Reconsolidation theory provides a rationale for such a treatment. The theory postulates that memories, upon retrieval, become fragile and subject to disruption. Propranolol, moreover, can disrupt retrieved memories in rats.2 Some neurobiologists object, on various grounds, to reconsolidation theory, but "as far as human research is concerned, we're not too concerned about the fine points," says Pittman. What matters, he adds, is a therapeutic outcome, even if it's "only for a limited period of time."
Joseph E. LeDoux, at New York University's Center for Neural Science, is starting a study of reconsolidation and PTSD. Pitman notes that his group is "putting our toes in that water" and might soon launch a similar investigation.
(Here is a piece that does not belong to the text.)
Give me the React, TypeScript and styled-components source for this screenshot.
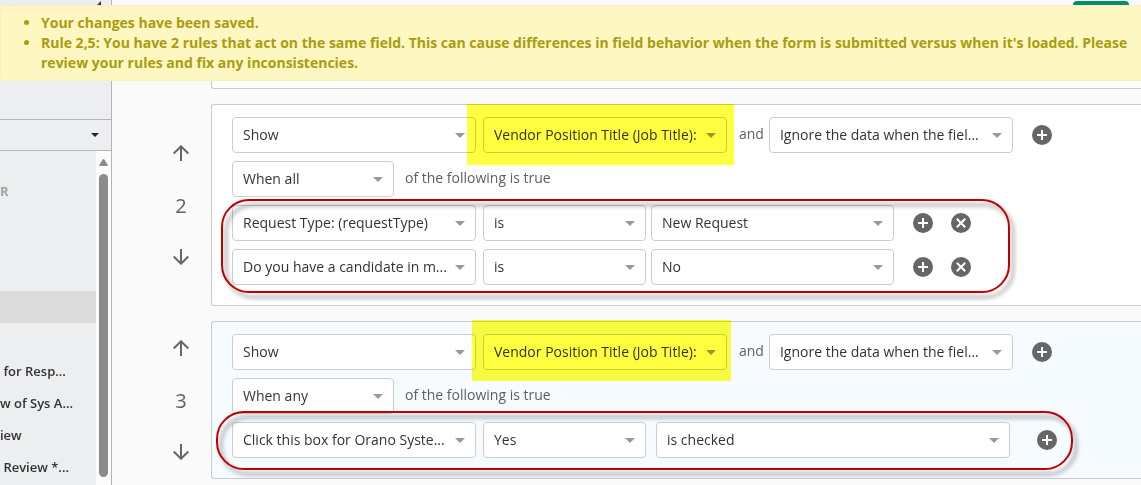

Michael Davis, a psychiatry professor at Emory University School of Medicine in Atlanta, sounds a cautionary note, however. In experimental situations, he asserts, propranolol generally blocks hippocampus-based memories but not fear memories that reside in the amygdala. So Davis offers a hypothetical scenario of what might happen to raped women treated with the drug. "When they see a man, they actually may be very fearful, but they don't know why because they can't remember they were raped," he says. "And clinically that would be very bad, because it would make that memory inaccessible for psychotherapy."